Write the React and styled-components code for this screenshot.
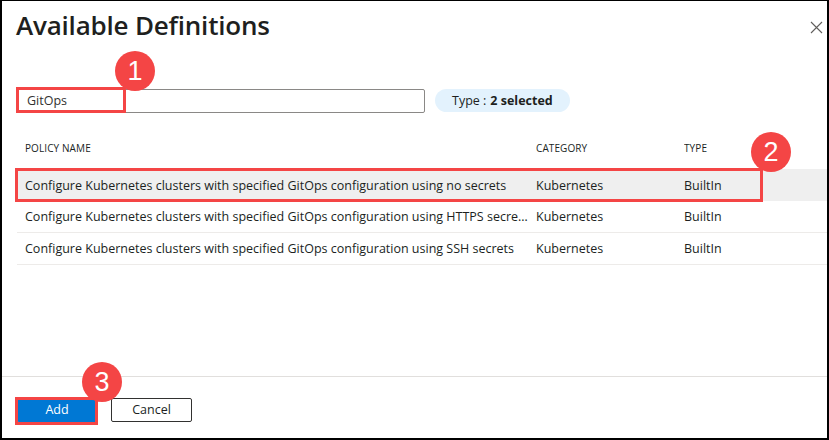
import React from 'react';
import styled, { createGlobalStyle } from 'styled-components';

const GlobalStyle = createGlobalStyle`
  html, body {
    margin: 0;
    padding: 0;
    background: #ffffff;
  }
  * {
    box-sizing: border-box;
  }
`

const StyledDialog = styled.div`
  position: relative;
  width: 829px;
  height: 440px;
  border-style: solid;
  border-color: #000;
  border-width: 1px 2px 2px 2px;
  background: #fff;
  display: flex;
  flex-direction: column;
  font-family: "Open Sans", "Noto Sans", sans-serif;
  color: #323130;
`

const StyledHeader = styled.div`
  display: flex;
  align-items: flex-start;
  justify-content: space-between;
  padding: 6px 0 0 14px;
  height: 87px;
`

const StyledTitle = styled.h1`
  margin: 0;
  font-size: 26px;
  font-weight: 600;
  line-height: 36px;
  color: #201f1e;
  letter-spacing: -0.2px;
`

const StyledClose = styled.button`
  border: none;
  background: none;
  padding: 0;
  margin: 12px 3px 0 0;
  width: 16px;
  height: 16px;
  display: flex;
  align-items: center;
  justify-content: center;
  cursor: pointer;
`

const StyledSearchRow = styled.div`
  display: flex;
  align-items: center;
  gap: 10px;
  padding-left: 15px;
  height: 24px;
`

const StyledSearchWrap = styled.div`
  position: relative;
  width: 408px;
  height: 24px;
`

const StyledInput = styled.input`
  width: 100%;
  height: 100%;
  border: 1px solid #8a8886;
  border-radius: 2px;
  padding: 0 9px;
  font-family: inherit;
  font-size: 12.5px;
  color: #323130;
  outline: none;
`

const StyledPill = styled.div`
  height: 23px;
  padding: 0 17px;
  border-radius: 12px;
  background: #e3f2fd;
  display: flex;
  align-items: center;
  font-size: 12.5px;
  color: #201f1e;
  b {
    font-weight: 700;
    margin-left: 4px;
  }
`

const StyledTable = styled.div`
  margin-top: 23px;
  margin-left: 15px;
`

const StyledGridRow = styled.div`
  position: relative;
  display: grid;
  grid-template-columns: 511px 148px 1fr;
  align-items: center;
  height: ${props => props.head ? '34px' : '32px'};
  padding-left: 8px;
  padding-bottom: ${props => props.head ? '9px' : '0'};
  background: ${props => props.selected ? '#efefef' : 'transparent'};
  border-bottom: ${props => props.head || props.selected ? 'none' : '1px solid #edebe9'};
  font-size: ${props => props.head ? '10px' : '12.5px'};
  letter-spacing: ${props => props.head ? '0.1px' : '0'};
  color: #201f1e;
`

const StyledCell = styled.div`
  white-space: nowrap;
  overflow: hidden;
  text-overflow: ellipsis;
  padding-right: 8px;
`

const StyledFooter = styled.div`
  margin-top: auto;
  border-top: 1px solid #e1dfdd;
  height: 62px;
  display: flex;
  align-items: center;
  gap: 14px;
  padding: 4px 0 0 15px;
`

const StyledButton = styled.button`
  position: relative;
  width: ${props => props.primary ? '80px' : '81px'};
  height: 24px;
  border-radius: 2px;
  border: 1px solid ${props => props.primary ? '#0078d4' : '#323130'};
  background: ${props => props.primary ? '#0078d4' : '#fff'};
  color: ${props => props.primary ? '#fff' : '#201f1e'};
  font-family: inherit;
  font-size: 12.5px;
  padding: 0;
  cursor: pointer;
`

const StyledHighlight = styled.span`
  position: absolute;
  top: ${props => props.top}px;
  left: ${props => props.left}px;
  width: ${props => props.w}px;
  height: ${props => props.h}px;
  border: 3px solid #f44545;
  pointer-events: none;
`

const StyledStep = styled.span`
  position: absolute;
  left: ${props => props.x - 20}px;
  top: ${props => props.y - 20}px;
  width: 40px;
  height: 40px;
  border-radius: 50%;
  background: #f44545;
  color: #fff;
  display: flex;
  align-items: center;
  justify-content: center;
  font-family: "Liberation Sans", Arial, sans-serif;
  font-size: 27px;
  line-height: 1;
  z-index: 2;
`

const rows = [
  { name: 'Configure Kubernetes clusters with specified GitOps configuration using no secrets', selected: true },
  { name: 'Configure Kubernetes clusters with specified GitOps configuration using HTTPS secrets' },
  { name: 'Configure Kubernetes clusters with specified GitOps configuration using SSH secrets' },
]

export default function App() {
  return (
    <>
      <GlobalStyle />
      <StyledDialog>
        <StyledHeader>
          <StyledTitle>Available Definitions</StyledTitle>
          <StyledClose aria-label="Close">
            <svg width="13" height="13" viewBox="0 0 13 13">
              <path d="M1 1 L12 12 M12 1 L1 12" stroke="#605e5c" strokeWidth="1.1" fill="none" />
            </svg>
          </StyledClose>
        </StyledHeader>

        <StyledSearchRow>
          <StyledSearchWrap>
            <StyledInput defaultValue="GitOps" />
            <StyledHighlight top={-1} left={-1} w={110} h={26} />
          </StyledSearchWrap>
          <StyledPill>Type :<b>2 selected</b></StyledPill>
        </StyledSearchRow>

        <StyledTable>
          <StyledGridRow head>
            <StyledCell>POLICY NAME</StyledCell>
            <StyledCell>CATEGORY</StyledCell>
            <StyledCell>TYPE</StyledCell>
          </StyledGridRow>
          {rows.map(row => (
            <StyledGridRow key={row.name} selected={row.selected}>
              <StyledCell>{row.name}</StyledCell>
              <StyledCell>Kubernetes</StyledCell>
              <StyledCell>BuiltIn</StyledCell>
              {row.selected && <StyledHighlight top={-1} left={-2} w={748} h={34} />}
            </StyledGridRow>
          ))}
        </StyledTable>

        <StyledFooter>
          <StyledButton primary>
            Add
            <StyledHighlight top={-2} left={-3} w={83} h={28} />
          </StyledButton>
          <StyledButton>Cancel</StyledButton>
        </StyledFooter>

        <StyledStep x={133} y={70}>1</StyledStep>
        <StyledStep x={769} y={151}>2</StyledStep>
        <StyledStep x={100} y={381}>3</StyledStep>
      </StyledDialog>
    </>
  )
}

_Instruction_. Output the data exactly. Pictures don't belong in the result.

_Expected answer_.
Write the React and styled-components code for this screenshot.
import React from 'react';
import styled, { createGlobalStyle } from 'styled-components';

const GlobalStyle = createGlobalStyle`
  html, body {
    margin: 0;
    padding: 0;
    background: #ffffff;
  }
  * {
    box-sizing: border-box;
  }
`

const StyledDialog = styled.div`
  position: relative;
  width: 829px;
  height: 440px;
  border-style: solid;
  border-color: #000;
  border-width: 1px 2px 2px 2px;
  background: #fff;
  display: flex;
  flex-direction: column;
  font-family: "Open Sans", "Noto Sans", sans-serif;
  color: #323130;
`

const StyledHeader = styled.div`
  display: flex;
  align-items: flex-start;
  justify-content: space-between;
  padding: 6px 0 0 14px;
  height: 87px;
`

const StyledTitle = styled.h1`
  margin: 0;
  font-size: 26px;
  font-weight: 600;
  line-height: 36px;
  color: #201f1e;
  letter-spacing: -0.2px;
`

const StyledClose = styled.button`
  border: none;
  background: none;
  padding: 0;
  margin: 12px 3px 0 0;
  width: 16px;
  height: 16px;
  display: flex;
  align-items: center;
  justify-content: center;
  cursor: pointer;
`

const StyledSearchRow = styled.div`
  display: flex;
  align-items: center;
  gap: 10px;
  padding-left: 15px;
  height: 24px;
`

const StyledSearchWrap = styled.div`
  position: relative;
  width: 408px;
  height: 24px;
`

const StyledInput = styled.input`
  width: 100%;
  height: 100%;
  border: 1px solid #8a8886;
  border-radius: 2px;
  padding: 0 9px;
  font-family: inherit;
  font-size: 12.5px;
  color: #323130;
  outline: none;
`

const StyledPill = styled.div`
  height: 23px;
  padding: 0 17px;
  border-radius: 12px;
  background: #e3f2fd;
  display: flex;
  align-items: center;
  font-size: 12.5px;
  color: #201f1e;
  b {
    font-weight: 700;
    margin-left: 4px;
  }
`

const StyledTable = styled.div`
  margin-top: 23px;
  margin-left: 15px;
`

const StyledGridRow = styled.div`
  position: relative;
  display: grid;
  grid-template-columns: 511px 148px 1fr;
  align-items: center;
  height: ${props => props.head ? '34px' : '32px'};
  padding-left: 8px;
  padding-bottom: ${props => props.head ? '9px' : '0'};
  background: ${props => props.selected ? '#efefef' : 'transparent'};
  border-bottom: ${props => props.head || props.selected ? 'none' : '1px solid #edebe9'};
  font-size: ${props => props.head ? '10px' : '12.5px'};
  letter-spacing: ${props => props.head ? '0.1px' : '0'};
  color: #201f1e;
`

const StyledCell = styled.div`
  white-space: nowrap;
  overflow: hidden;
  text-overflow: ellipsis;
  padding-right: 8px;
`

const StyledFooter = styled.div`
  margin-top: auto;
  border-top: 1px solid #e1dfdd;
  height: 62px;
  display: flex;
  align-items: center;
  gap: 14px;
  padding: 4px 0 0 15px;
`

const StyledButton = styled.button`
  position: relative;
  width: ${props => props.primary ? '80px' : '81px'};
  height: 24px;
  border-radius: 2px;
  border: 1px solid ${props => props.primary ? '#0078d4' : '#323130'};
  background: ${props => props.primary ? '#0078d4' : '#fff'};
  color: ${props => props.primary ? '#fff' : '#201f1e'};
  font-family: inherit;
  font-size: 12.5px;
  padding: 0;
  cursor: pointer;
`

const StyledHighlight = styled.span`
  position: absolute;
  top: ${props => props.top}px;
  left: ${props => props.left}px;
  width: ${props => props.w}px;
  height: ${props => props.h}px;
  border: 3px solid #f44545;
  pointer-events: none;
`

const StyledStep = styled.span`
  position: absolute;
  left: ${props => props.x - 20}px;
  top: ${props => props.y - 20}px;
  width: 40px;
  height: 40px;
  border-radius: 50%;
  background: #f44545;
  color: #fff;
  display: flex;
  align-items: center;
  justify-content: center;
  font-family: "Liberation Sans", Arial, sans-serif;
  font-size: 27px;
  line-height: 1;
  z-index: 2;
`

const rows = [
  { name: 'Configure Kubernetes clusters with specified GitOps configuration using no secrets', selected: true },
  { name: 'Configure Kubernetes clusters with specified GitOps configuration using HTTPS secrets' },
  { name: 'Configure Kubernetes clusters with specified GitOps configuration using SSH secrets' },
]

export default function App() {
  return (
    <>
      <GlobalStyle />
      <StyledDialog>
        <StyledHeader>
          <StyledTitle>Available Definitions</StyledTitle>
          <StyledClose aria-label="Close">
            <svg width="13" height="13" viewBox="0 0 13 13">
              <path d="M1 1 L12 12 M12 1 L1 12" stroke="#605e5c" strokeWidth="1.1" fill="none" />
            </svg>
          </StyledClose>
        </StyledHeader>

        <StyledSearchRow>
          <StyledSearchWrap>
            <StyledInput defaultValue="GitOps" />
            <StyledHighlight top={-1} left={-1} w={110} h={26} />
          </StyledSearchWrap>
          <StyledPill>Type :<b>2 selected</b></StyledPill>
        </StyledSearchRow>

        <StyledTable>
          <StyledGridRow head>
            <StyledCell>POLICY NAME</StyledCell>
            <StyledCell>CATEGORY</StyledCell>
            <StyledCell>TYPE</StyledCell>
          </StyledGridRow>
          {rows.map(row => (
            <StyledGridRow key={row.name} selected={row.selected}>
              <StyledCell>{row.name}</StyledCell>
              <StyledCell>Kubernetes</StyledCell>
              <StyledCell>BuiltIn</StyledCell>
              {row.selected && <StyledHighlight top={-1} left={-2} w={748} h={34} />}
            </StyledGridRow>
          ))}
        </StyledTable>

        <StyledFooter>
          <StyledButton primary>
            Add
            <StyledHighlight top={-2} left={-3} w={83} h={28} />
          </StyledButton>
          <StyledButton>Cancel</StyledButton>
        </StyledFooter>

        <StyledStep x={133} y={70}>1</StyledStep>
        <StyledStep x={769} y={151}>2</StyledStep>
        <StyledStep x={100} y={381}>3</StyledStep>
      </StyledDialog>
    </>
  )
}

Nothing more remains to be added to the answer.